▸ What you are asked to do: Give a verbatim copy of the lines below, minus the pictures.

━━━━━━

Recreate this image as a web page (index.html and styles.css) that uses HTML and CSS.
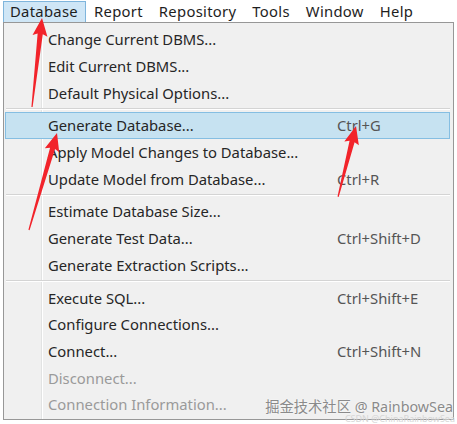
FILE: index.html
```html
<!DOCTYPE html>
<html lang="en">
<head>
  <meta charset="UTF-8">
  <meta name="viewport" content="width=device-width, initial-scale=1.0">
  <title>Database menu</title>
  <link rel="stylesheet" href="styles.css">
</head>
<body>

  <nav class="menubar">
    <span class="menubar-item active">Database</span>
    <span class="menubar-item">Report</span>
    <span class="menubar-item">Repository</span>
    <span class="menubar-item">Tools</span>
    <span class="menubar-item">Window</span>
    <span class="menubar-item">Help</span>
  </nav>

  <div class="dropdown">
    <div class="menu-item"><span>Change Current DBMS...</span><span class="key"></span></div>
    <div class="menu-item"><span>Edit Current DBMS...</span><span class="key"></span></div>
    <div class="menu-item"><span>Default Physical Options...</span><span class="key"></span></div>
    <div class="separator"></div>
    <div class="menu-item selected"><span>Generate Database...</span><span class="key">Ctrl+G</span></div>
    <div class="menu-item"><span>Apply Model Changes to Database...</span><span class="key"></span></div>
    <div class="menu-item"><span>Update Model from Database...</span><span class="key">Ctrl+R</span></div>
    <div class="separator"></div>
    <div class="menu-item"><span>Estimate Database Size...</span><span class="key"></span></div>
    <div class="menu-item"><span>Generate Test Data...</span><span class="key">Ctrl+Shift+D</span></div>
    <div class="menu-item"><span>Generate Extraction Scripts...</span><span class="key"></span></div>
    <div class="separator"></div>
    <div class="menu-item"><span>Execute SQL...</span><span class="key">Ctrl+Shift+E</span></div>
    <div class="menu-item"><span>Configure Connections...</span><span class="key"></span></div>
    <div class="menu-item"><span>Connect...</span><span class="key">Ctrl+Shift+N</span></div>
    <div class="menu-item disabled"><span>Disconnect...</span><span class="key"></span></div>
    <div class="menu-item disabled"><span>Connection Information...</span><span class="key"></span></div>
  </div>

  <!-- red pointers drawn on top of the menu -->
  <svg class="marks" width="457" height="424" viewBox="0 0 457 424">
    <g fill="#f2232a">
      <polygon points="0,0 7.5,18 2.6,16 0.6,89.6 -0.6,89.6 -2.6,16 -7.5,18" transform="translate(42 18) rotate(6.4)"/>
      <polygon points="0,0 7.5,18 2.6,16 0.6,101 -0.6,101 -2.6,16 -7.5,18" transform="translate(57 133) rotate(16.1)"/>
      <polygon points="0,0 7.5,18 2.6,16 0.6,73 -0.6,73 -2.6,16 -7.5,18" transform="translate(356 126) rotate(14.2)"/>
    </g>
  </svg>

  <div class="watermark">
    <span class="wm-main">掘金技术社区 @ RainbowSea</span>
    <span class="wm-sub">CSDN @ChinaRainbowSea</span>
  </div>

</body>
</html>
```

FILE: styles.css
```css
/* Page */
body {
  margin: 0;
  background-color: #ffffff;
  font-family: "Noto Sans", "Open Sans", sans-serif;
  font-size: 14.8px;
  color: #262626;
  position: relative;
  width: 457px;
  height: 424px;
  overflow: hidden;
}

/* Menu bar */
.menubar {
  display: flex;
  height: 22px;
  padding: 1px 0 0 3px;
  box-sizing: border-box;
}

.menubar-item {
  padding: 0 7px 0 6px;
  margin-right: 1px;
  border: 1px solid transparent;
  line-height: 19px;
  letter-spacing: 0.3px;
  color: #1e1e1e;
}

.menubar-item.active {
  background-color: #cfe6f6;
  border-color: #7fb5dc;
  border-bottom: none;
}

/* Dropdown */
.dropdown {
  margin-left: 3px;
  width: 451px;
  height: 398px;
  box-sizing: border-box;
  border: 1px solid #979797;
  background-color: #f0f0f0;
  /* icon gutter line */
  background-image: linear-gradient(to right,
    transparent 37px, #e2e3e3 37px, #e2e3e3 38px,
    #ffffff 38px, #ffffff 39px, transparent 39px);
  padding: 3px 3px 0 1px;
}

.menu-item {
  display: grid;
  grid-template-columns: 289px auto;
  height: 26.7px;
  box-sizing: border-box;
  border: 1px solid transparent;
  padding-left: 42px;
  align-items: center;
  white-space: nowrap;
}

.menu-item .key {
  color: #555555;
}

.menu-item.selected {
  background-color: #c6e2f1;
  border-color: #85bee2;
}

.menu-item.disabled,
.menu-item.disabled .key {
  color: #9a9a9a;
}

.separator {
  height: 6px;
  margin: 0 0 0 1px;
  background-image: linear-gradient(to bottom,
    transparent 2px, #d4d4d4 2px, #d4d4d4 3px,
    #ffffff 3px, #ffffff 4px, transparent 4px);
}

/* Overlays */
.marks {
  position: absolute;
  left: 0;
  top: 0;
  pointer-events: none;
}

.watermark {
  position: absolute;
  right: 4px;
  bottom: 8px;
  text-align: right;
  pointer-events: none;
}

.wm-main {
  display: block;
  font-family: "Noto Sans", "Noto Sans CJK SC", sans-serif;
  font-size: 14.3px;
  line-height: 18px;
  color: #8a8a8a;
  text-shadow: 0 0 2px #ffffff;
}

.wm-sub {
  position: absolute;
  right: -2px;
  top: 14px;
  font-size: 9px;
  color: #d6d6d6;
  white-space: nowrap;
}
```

━━━━━━

▸ Written response:
Recreate this image as a web page (index.html and styles.css) that uses HTML and CSS.
FILE: index.html
```html
<!DOCTYPE html>
<html lang="en">
<head>
  <meta charset="UTF-8">
  <meta name="viewport" content="width=device-width, initial-scale=1.0">
  <title>Database menu</title>
  <link rel="stylesheet" href="styles.css">
</head>
<body>

  <nav class="menubar">
    <span class="menubar-item active">Database</span>
    <span class="menubar-item">Report</span>
    <span class="menubar-item">Repository</span>
    <span class="menubar-item">Tools</span>
    <span class="menubar-item">Window</span>
    <span class="menubar-item">Help</span>
  </nav>

  <div class="dropdown">
    <div class="menu-item"><span>Change Current DBMS...</span><span class="key"></span></div>
    <div class="menu-item"><span>Edit Current DBMS...</span><span class="key"></span></div>
    <div class="menu-item"><span>Default Physical Options...</span><span class="key"></span></div>
    <div class="separator"></div>
    <div class="menu-item selected"><span>Generate Database...</span><span class="key">Ctrl+G</span></div>
    <div class="menu-item"><span>Apply Model Changes to Database...</span><span class="key"></span></div>
    <div class="menu-item"><span>Update Model from Database...</span><span class="key">Ctrl+R</span></div>
    <div class="separator"></div>
    <div class="menu-item"><span>Estimate Database Size...</span><span class="key"></span></div>
    <div class="menu-item"><span>Generate Test Data...</span><span class="key">Ctrl+Shift+D</span></div>
    <div class="menu-item"><span>Generate Extraction Scripts...</span><span class="key"></span></div>
    <div class="separator"></div>
    <div class="menu-item"><span>Execute SQL...</span><span class="key">Ctrl+Shift+E</span></div>
    <div class="menu-item"><span>Configure Connections...</span><span class="key"></span></div>
    <div class="menu-item"><span>Connect...</span><span class="key">Ctrl+Shift+N</span></div>
    <div class="menu-item disabled"><span>Disconnect...</span><span class="key"></span></div>
    <div class="menu-item disabled"><span>Connection Information...</span><span class="key"></span></div>
  </div>

  <!-- red pointers drawn on top of the menu -->
  <svg class="marks" width="457" height="424" viewBox="0 0 457 424">
    <g fill="#f2232a">
      <polygon points="0,0 7.5,18 2.6,16 0.6,89.6 -0.6,89.6 -2.6,16 -7.5,18" transform="translate(42 18) rotate(6.4)"/>
      <polygon points="0,0 7.5,18 2.6,16 0.6,101 -0.6,101 -2.6,16 -7.5,18" transform="translate(57 133) rotate(16.1)"/>
      <polygon points="0,0 7.5,18 2.6,16 0.6,73 -0.6,73 -2.6,16 -7.5,18" transform="translate(356 126) rotate(14.2)"/>
    </g>
  </svg>

  <div class="watermark">
    <span class="wm-main">掘金技术社区 @ RainbowSea</span>
    <span class="wm-sub">CSDN @ChinaRainbowSea</span>
  </div>

</body>
</html>
```

FILE: styles.css
```css
/* Page */
body {
  margin: 0;
  background-color: #ffffff;
  font-family: "Noto Sans", "Open Sans", sans-serif;
  font-size: 14.8px;
  color: #262626;
  position: relative;
  width: 457px;
  height: 424px;
  overflow: hidden;
}

/* Menu bar */
.menubar {
  display: flex;
  height: 22px;
  padding: 1px 0 0 3px;
  box-sizing: border-box;
}

.menubar-item {
  padding: 0 7px 0 6px;
  margin-right: 1px;
  border: 1px solid transparent;
  line-height: 19px;
  letter-spacing: 0.3px;
  color: #1e1e1e;
}

.menubar-item.active {
  background-color: #cfe6f6;
  border-color: #7fb5dc;
  border-bottom: none;
}

/* Dropdown */
.dropdown {
  margin-left: 3px;
  width: 451px;
  height: 398px;
  box-sizing: border-box;
  border: 1px solid #979797;
  background-color: #f0f0f0;
  /* icon gutter line */
  background-image: linear-gradient(to right,
    transparent 37px, #e2e3e3 37px, #e2e3e3 38px,
    #ffffff 38px, #ffffff 39px, transparent 39px);
  padding: 3px 3px 0 1px;
}

.menu-item {
  display: grid;
  grid-template-columns: 289px auto;
  height: 26.7px;
  box-sizing: border-box;
  border: 1px solid transparent;
  padding-left: 42px;
  align-items: center;
  white-space: nowrap;
}

.menu-item .key {
  color: #555555;
}

.menu-item.selected {
  background-color: #c6e2f1;
  border-color: #85bee2;
}

.menu-item.disabled,
.menu-item.disabled .key {
  color: #9a9a9a;
}

.separator {
  height: 6px;
  margin: 0 0 0 1px;
  background-image: linear-gradient(to bottom,
    transparent 2px, #d4d4d4 2px, #d4d4d4 3px,
    #ffffff 3px, #ffffff 4px, transparent 4px);
}

/* Overlays */
.marks {
  position: absolute;
  left: 0;
  top: 0;
  pointer-events: none;
}

.watermark {
  position: absolute;
  right: 4px;
  bottom: 8px;
  text-align: right;
  pointer-events: none;
}

.wm-main {
  display: block;
  font-family: "Noto Sans", "Noto Sans CJK SC", sans-serif;
  font-size: 14.3px;
  line-height: 18px;
  color: #8a8a8a;
  text-shadow: 0 0 2px #ffffff;
}

.wm-sub {
  position: absolute;
  right: -2px;
  top: 14px;
  font-size: 9px;
  color: #d6d6d6;
  white-space: nowrap;
}
```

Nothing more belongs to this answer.